Over the weekend, at a meeting sponsored by the Teagle and Spencer Foundations, advocates for that view -- true believers in the value of assessing the quality of student learning in liberal education -- gathered here with two key purposes in mind: to figure out how they themselves can better do what they're already doing and to develop ideas for spreading the gospel to others.

The main business of the two-day meeting focused on the former, as officials from two dozen liberal arts colleges brainstormed, traded advice on what works and what doesn't in the classroom, and encouraged and exhorted each other.

But more quietly, a much smaller group of association presidents, foundation leaders, and others reached an agreement in principle to create some kind of new national organization focused on helping higher education, defined broadly, develop a collective and sustained approach to measuring how successfully students learn, and to increase that learning. Details on the exact structure and mission of the new entity remain to be worked out, but the agreement represents an advance in the groups’ effort to try to get coordinated movement among a broad range of higher education leaders, especially because those around the table included Molly Corbett Broad, president of the American Council on Education, which has hung back rather than joining in some previous efforts.

The ultimate goal, said David Paris, a professor of government at Hamilton College and Teagle consultant who is leading the foundation’s organizational efforts on behalf of the foundation’s president, W. Robert Connor, is “being able within the next 3-5 years to say confidently to the public and public officials we have engaged in systematic and even systemic improvement,” not only among the “true believers” at the Teagle meeting “but across the country.” That could be accomplished in large part, Paris suggested, by “harvesting ... some of the 1,000 flowers” now being nurtured on individual campuses.

On the divisive question of whether colleges are doing enough to ensure that their students are developing the skills they’ll need to enter the work force and be productive citizens, most of the people gathered in Durham this weekend have been among those most willing to accept the idea that higher education must do more.

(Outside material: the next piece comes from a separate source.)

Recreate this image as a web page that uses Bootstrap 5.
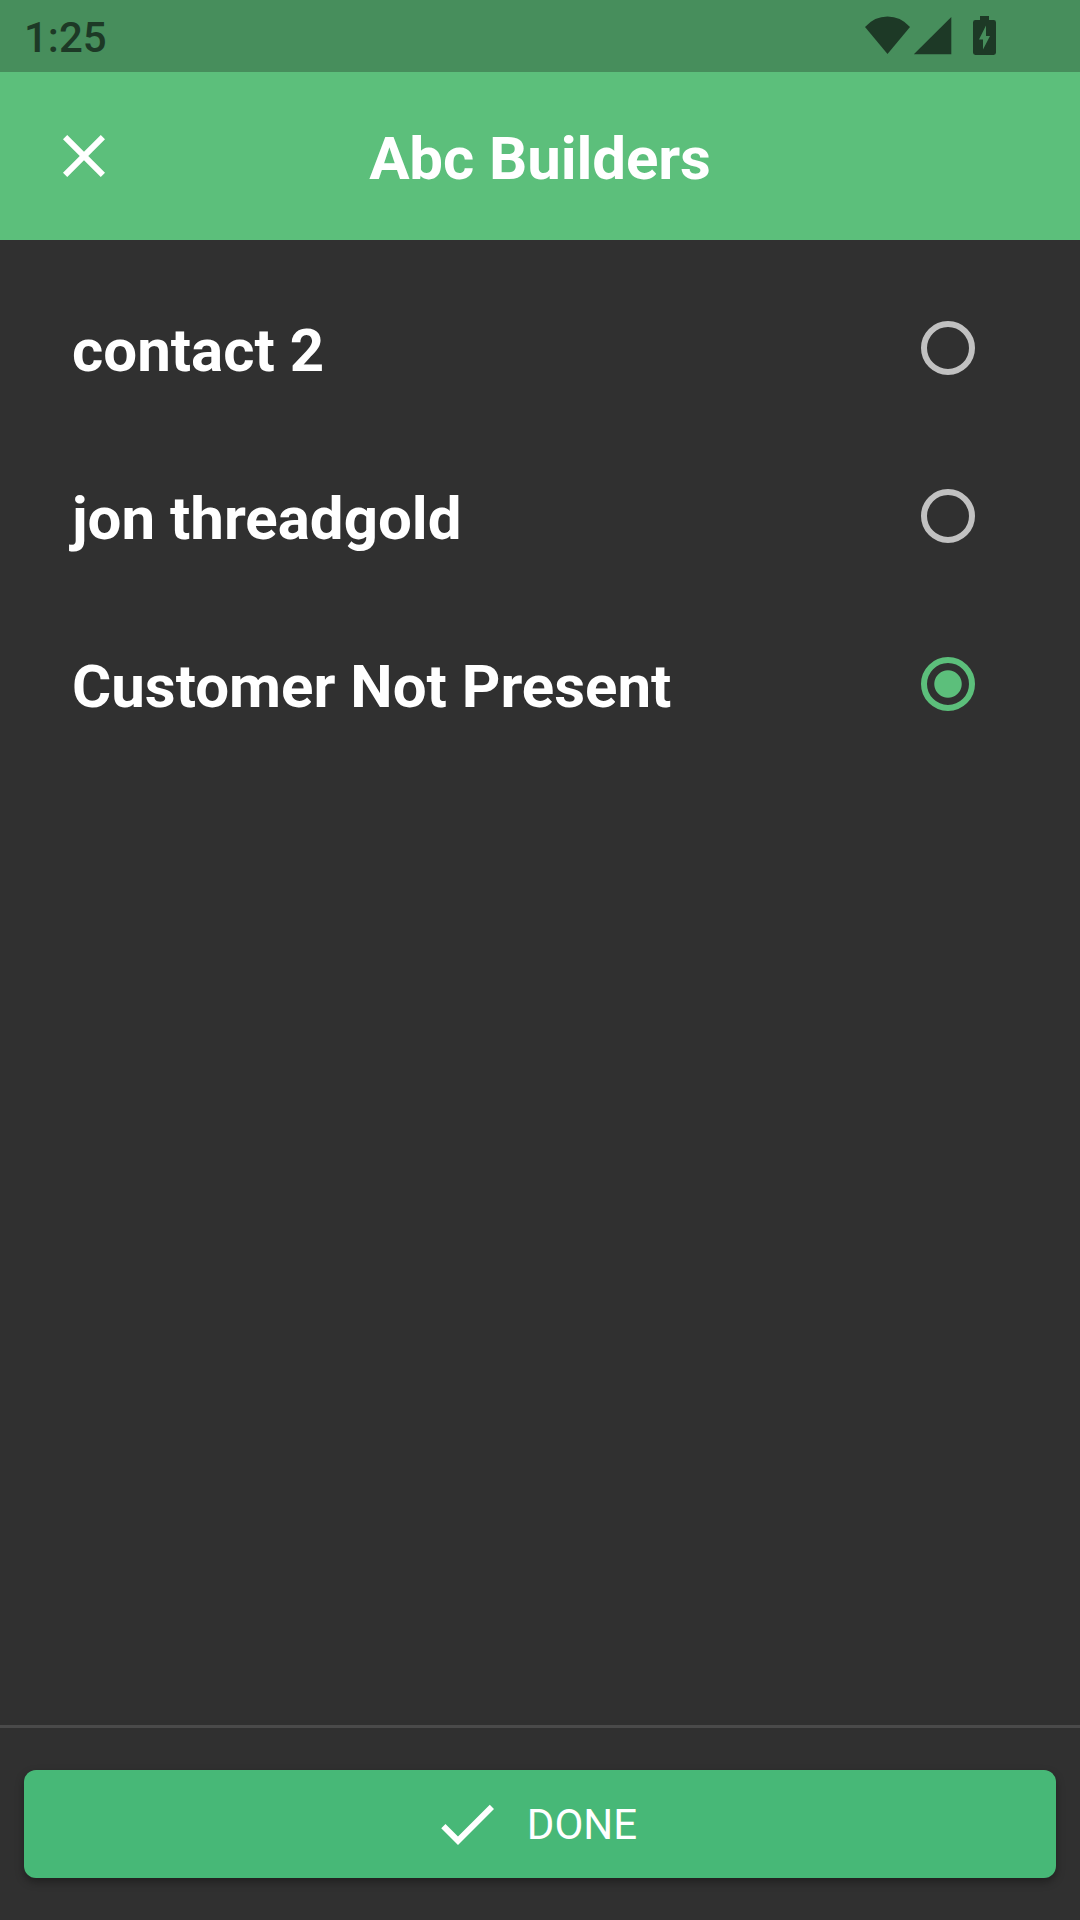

The groups, such as the Association of American Colleges and Universities and the Council for Higher Education Accreditation, have argued (most notably in a “statement of principles” in January) that while higher education itself, not the government, must take primary responsibility for ensuring and proving that colleges provide an excellent education, institutions must set clear goals for student learning, gather more data about their success and failure, and use that evidence not just to improve themselves internally, but to prove themselves to the public.

It is that last point -- that colleges should assess the quality of their teaching and learning not only for themselves and their students, but also for their various public constituencies -- that has troubled many academics, and that point of view was represented even at a conference dominated by believers, as last weekend's here was.

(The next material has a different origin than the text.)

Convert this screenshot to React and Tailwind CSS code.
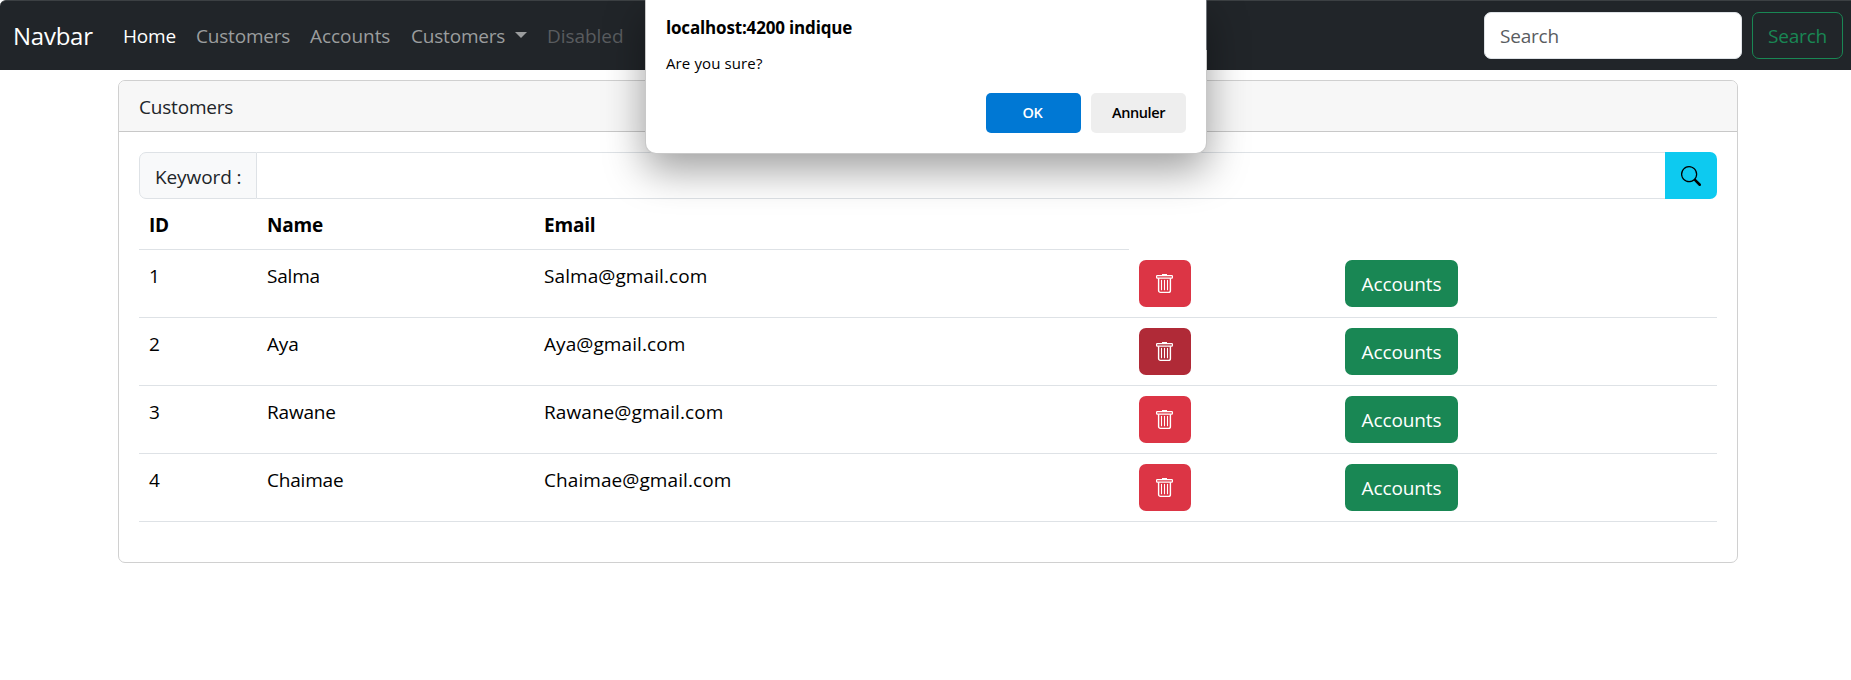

"My concern is that our focus on improving student learning needs to be driven by institutional mission rather than an effort to appease external audiences who may not understand our missions," said Peter H. Quimby, deputy dean of the college at Princeton University, who expressed reservations about student learning assessment broached in the context of accountability. "When we buy into the market-oriented rhetoric of accountability, value added, and cross-institutional comparisons in order to placate others, we run the risk of making it harder to engage faculty members in conversations that are both meaningful to them and helpful to our students."

Such cautions are common among many higher education audiences, but they were a minority opinion at the North Carolina meeting, where many of the sessions and most of the speakers examined how, not if, to step up measurement of student learning.

The opening night's keynote speaker, Derek C. Bok, the former president of Harvard University and author of Our Underachieving Colleges (Princeton University Press, 2005), exhorted faculty members to overcome what he called a "conflict" between the values they say they hold dear and their actual behavior. Professors "believe in the scientific method," he said, but are disinclined to apply its rigors to assessing what works and doesn't in their own teaching. And many faculty members who say they care about the quality of their students' writing and that they learn to think critically are still sometimes reluctant to measure whether those goals are being met.

Campus and faculty leaders should "establish a cult of continuous improvement," Bok said, which "starts with identifying what the weaknesses are through evaluation" and "working with the faculty through experimentation and enlightened trial and error to improve." Academic leaders should identify "respected faculty members to help develop the measures" that they and their colleagues will use, "make sure that the results are brought up and discussed," and provide "modest funding for individual faculty members who want to experiment," he added.

When faculty leaders are confronted with evidence showing that students are falling short in key areas, and "realize they can't explain it away," Bok said, "they have to do something, they can't just walk away," because they care very much about their jobs.

If enough colleges get serious about assessing student learning on their campuses, being among the "1,000 flowers" that higher education leaders say are blooming, a fruitful "competition of ideas" will emerge, argued Robert J. Thompson Jr., a professor of psychology at Duke University who is leading a joint Teagle/Spencer initiative designed to help get major research universities on the assessment train, which they have been slow to board.

Rather than abandoning the approach of letting lots of individual colleges and groups of institutions work on their own mechanisms for measuring student learning in favor of imposing a few models from above, Thompson said, the goal should be, "How do we increase the rate of 'harvest' " of the many good ideas being developed so that a menu of best practices emerges?